Eres un grifo cerrado. Ni una mala gotera. No te mueve ni te conmueve nada. Sientes un dolor ciego, interior. Una furia que no entiende de titanes. Una lava que trabaja tu estómago, inquieta tu corazón y revienta tu cabeza. En posición de off, no encuentras descanso, únicamente una tendencia al desmayo que te incomoda y te asusta, lejano de todo y de todos. Eres un síncope. Absurdo ser humano, te dices en tu pequeñez. Fría sombra, te oscureces en el subsuelo de tu mente, el sótano de un sótano. Puro Thomas Bernhard, el austríaco que auscultó el fin. Duro Emil Cioran, el rumano del grito sin sonido.

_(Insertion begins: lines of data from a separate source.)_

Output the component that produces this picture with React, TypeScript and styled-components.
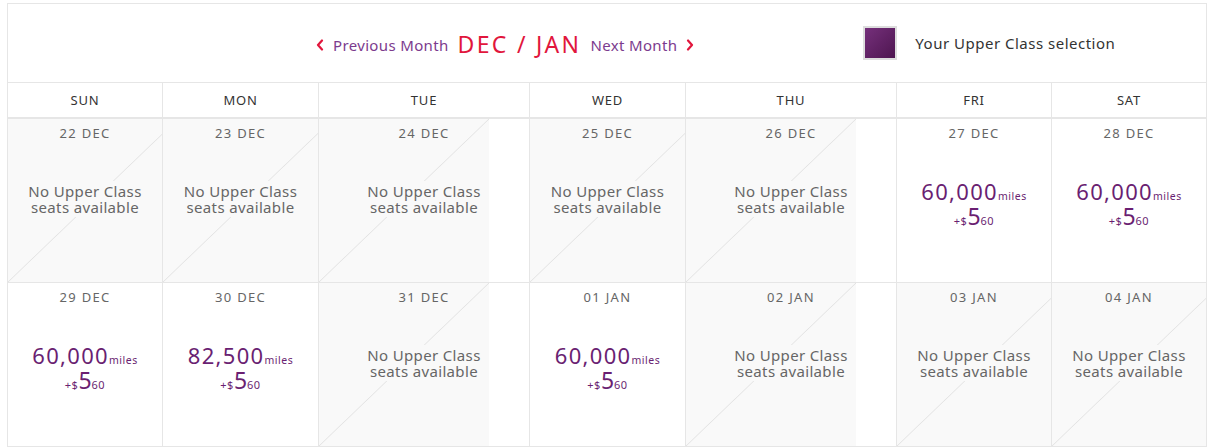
import styled, { createGlobalStyle } from 'styled-components';

const GlobalStyle = createGlobalStyle`
  body {
    margin: 0;
    background: #ffffff;
    font-family: "Noto Sans", "Open Sans", sans-serif;
  }
`;

type Price = { miles: string; dollars: string; cents: string };
type Day = { date: string; price?: Price };

// widths include each column's right border; the last one has none
const COLUMNS = [
  { name: 'SUN', width: 155 },
  { name: 'MON', width: 156 },
  { name: 'TUE', width: 211 },
  { name: 'WED', width: 156 },
  { name: 'THU', width: 211 },
  { name: 'FRI', width: 155 },
  { name: 'SAT', width: 154 },
];

const sixty: Price = { miles: '60,000', dollars: '5', cents: '60' };

const WEEKS: Day[][] = [
  [
    { date: '22 DEC' },
    { date: '23 DEC' },
    { date: '24 DEC' },
    { date: '25 DEC' },
    { date: '26 DEC' },
    { date: '27 DEC', price: sixty },
    { date: '28 DEC', price: sixty },
  ],
  [
    { date: '29 DEC', price: sixty },
    { date: '30 DEC', price: { miles: '82,500', dollars: '5', cents: '60' } },
    { date: '31 DEC' },
    { date: '01 JAN', price: sixty },
    { date: '02 JAN' },
    { date: '03 JAN' },
    { date: '04 JAN' },
  ],
];

function Chevron({ dir }: { dir: 'left' | 'right' }) {
  return (
    <ChevronSvg viewBox="0 0 8 12" aria-hidden="true">
      <path d={dir === 'left' ? 'M6 1.5L2 6l4 4.5' : 'M2 1.5L6 6l-4 4.5'} />
    </ChevronSvg>
  );
}

export default function App() {
  return (
    <>
      <GlobalStyle />
      <Calendar>
        <Header>
          <Nav>
            <NavLink>
              <Chevron dir="left" />
              Previous Month
            </NavLink>
            <MonthTitle>DEC / JAN</MonthTitle>
            <NavLink>
              Next Month
              <Chevron dir="right" />
            </NavLink>
          </Nav>
          <Legend>
            <Swatch />
            Your Upper Class selection
          </Legend>
        </Header>
        <Grid>
          {COLUMNS.map((c, i) => (
            <DayName key={c.name} $last={i === COLUMNS.length - 1}>
              {c.name}
            </DayName>
          ))}
          {WEEKS.map((week, w) =>
            week.map((day, i) => (
              <Cell
                key={day.date}
                $empty={!day.price}
                $last={i === week.length - 1}
                $bottom={w === WEEKS.length - 1}
              >
                <DateLabel>{day.date}</DateLabel>
                <CellBody>
                  {day.price ? (
                    <PriceBlock>
                      <Miles>
                        {day.price.miles}
                        <small>miles</small>
                      </Miles>
                      <Tax>
                        <small>+$</small>
                        <big>{day.price.dollars}</big>
                        <small>{day.price.cents}</small>
                      </Tax>
                    </PriceBlock>
                  ) : (
                    <NoSeats>
                      No Upper Class
                      <br />
                      seats available
                    </NoSeats>
                  )}
                </CellBody>
              </Cell>
            )),
          )}
        </Grid>
      </Calendar>
    </>
  );
}

const Calendar = styled.div`
  width: 1200px;
  margin: 3px 0 0 7px;
  border: 1px solid #e6e6e6;
  box-sizing: border-box;
`;

const Header = styled.div`
  display: flex;
  align-items: center;
  height: 79px;
  padding-left: 308px;
  border-bottom: 1px solid #e6e6e6;
  box-sizing: border-box;
`;

const Nav = styled.div`
  display: flex;
  align-items: center;
  gap: 9px;
  padding-top: 3px;
`;

const NavLink = styled.a`
  display: flex;
  align-items: center;
  gap: 9px;
  color: #7c3b8e;
  font-size: 15px;
  letter-spacing: 0.35px;
  cursor: pointer;
`;

const ChevronSvg = styled.svg`
  width: 8px;
  height: 12px;
  fill: none;
  stroke: #e1163c;
  stroke-width: 2.2;
  stroke-linecap: round;
  stroke-linejoin: round;
`;

const MonthTitle = styled.span`
  color: #e1163c;
  font-size: 23px;
  letter-spacing: 2.3px;
  margin-top: -2px;
`;

const Legend = styled.div`
  display: flex;
  align-items: center;
  gap: 18px;
  margin-left: 169px;
  color: #333333;
  font-size: 15px;
  letter-spacing: 0.5px;
`;

const Swatch = styled.span`
  width: 30px;
  height: 30px;
  border: 2px solid #dddddd;
  background: linear-gradient(135deg, #75307b 0%, #4e1550 100%);
`;

const Grid = styled.div`
  display: grid;
  grid-template-columns: ${COLUMNS.map((c) => `${c.width}px`).join(' ')};
  grid-template-rows: 36px 164px 163px;
`;

const DayName = styled.div<{ $last: boolean }>`
  display: flex;
  align-items: center;
  justify-content: center;
  padding-bottom: 1px;
  border-right: ${({ $last }) => ($last ? 'none' : '1px solid #e6e6e6')};
  border-bottom: 2px solid #e6e6e6;
  color: #333333;
  font-size: 13px;
  letter-spacing: 0.8px;
`;

const Cell = styled.div<{ $empty: boolean; $last: boolean; $bottom: boolean }>`
  display: flex;
  flex-direction: column;
  overflow: hidden;
  border-right: ${({ $last }) => ($last ? 'none' : '1px solid #e6e6e6')};
  border-bottom: ${({ $bottom }) => ($bottom ? 'none' : '1px solid #e6e6e6')};
  background: ${({ $empty }) =>
    $empty
      ? `linear-gradient(to bottom right, transparent calc(50% - 0.8px), #e4e4e4 50%, transparent calc(50% + 0.8px)) 0 0 / 170px 100% no-repeat,
         linear-gradient(#f9f9f9, #f9f9f9) 0 0 / 170px 100% no-repeat, #ffffff`
      : '#ffffff'};
`;

const DateLabel = styled.div`
  padding-top: 5px;
  height: 26px;
  box-sizing: border-box;
  text-align: center;
  color: #666666;
  font-size: 13px;
  letter-spacing: 1.3px;
`;

const CellBody = styled.div`
  flex: 1;
  display: flex;
  align-items: center;
  justify-content: center;
  padding-bottom: 30px;
`;

const NoSeats = styled.div`
  padding: 2px 0;
  background: #f9f9f9;
  color: #666666;
  font-size: 15px;
  letter-spacing: 0.35px;
  line-height: 16px;
  text-align: center;
`;

const PriceBlock = styled.div`
  display: flex;
  flex-direction: column;
  align-items: center;
  color: #6a1f72;
  margin-top: 15px;
`;

const Miles = styled.div`
  font-size: 22px;
  letter-spacing: 1.3px;
  line-height: 20px;

  small {
    font-size: 10.5px;
    letter-spacing: 0.5px;
  }
`;

const Tax = styled.div`
  display: flex;
  align-items: baseline;
  line-height: 20px;

  small {
    font-size: 11px;
    letter-spacing: 0.5px;
  }

  big {
    font-size: 23px;
  }
`;
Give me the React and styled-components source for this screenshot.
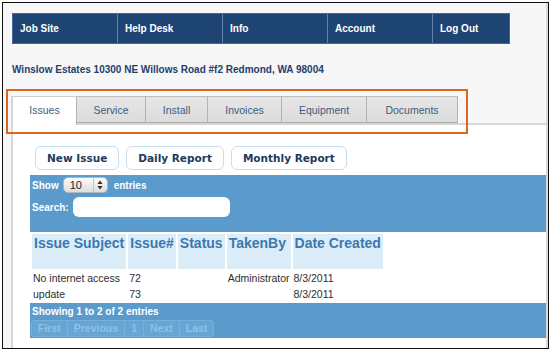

La luz es negra en la depresión. Es el luto por ti. Por el que fuiste y que se ha difuminado, que ha dejado de existir, que ha caído en sus propias trampas de desazón. Lograr el equilibrio, tentarlo, es misión imposible cuando no eres capaz ni de tenerte de pie. Es el vértigo de la existencia que te abruma con sus obligaciones, con sus cuentas pendientes, con sus pasados que duelen, con la lista intolerable de los que faltan. Esos nombres tan queridos que no están y a los que te cuesta recordar. ¿Cómo era su voz? ¿Cómo se sentía su sonrisa?
Duelen las costuras. Las del alma y hacen que te duelan también las del cuerpo. Un día te intentaron dar un consejo: «Intenta pensar que la angustia no duele para hacerle frente». Tenía razón: la angustia no duele. Es un vapor, pero quema. La angustia, cuando se prolonga, provoca el dolor real. El que sí notas firme en tu pecho, en las arritmias que galopan sin sentido, en tu mente que se rompe como el costado del Titanic, rajándose contra el iceberg firme del miedo. La angustia te deja sin dormir. Te abre los ojos por la noche con unas pinzas y te clava la mirada en el techo, entre esas manchas de humedad que se parecen tanto a la península de Kamchatka. No dormir es la señal de alarma. Es la evidencia de que algo sucede, de que necesitas ayuda. No una palmada en la espalda. No. Ayuda de profesionales.
Así lo cuenta en su libro José Ignacio Carnero, Hombres que caminan solos. Un libro en el que al destapar su depresión, se destapa él: «Soy uno de esos cobardes, pero somos muchos más». Salir del armario de la angustia, del armario de la debilidad en una sociedad que estigmatiza al que no es fuerte o al que ni siquiera sabe aparentar que es fuerte. La angustia es esa zancadilla que te pones a ti mismo para huir hacia ningún lado y caer, para caer y huir hacia ningún lado. Salir del armario de la ansiedad libera, Simone.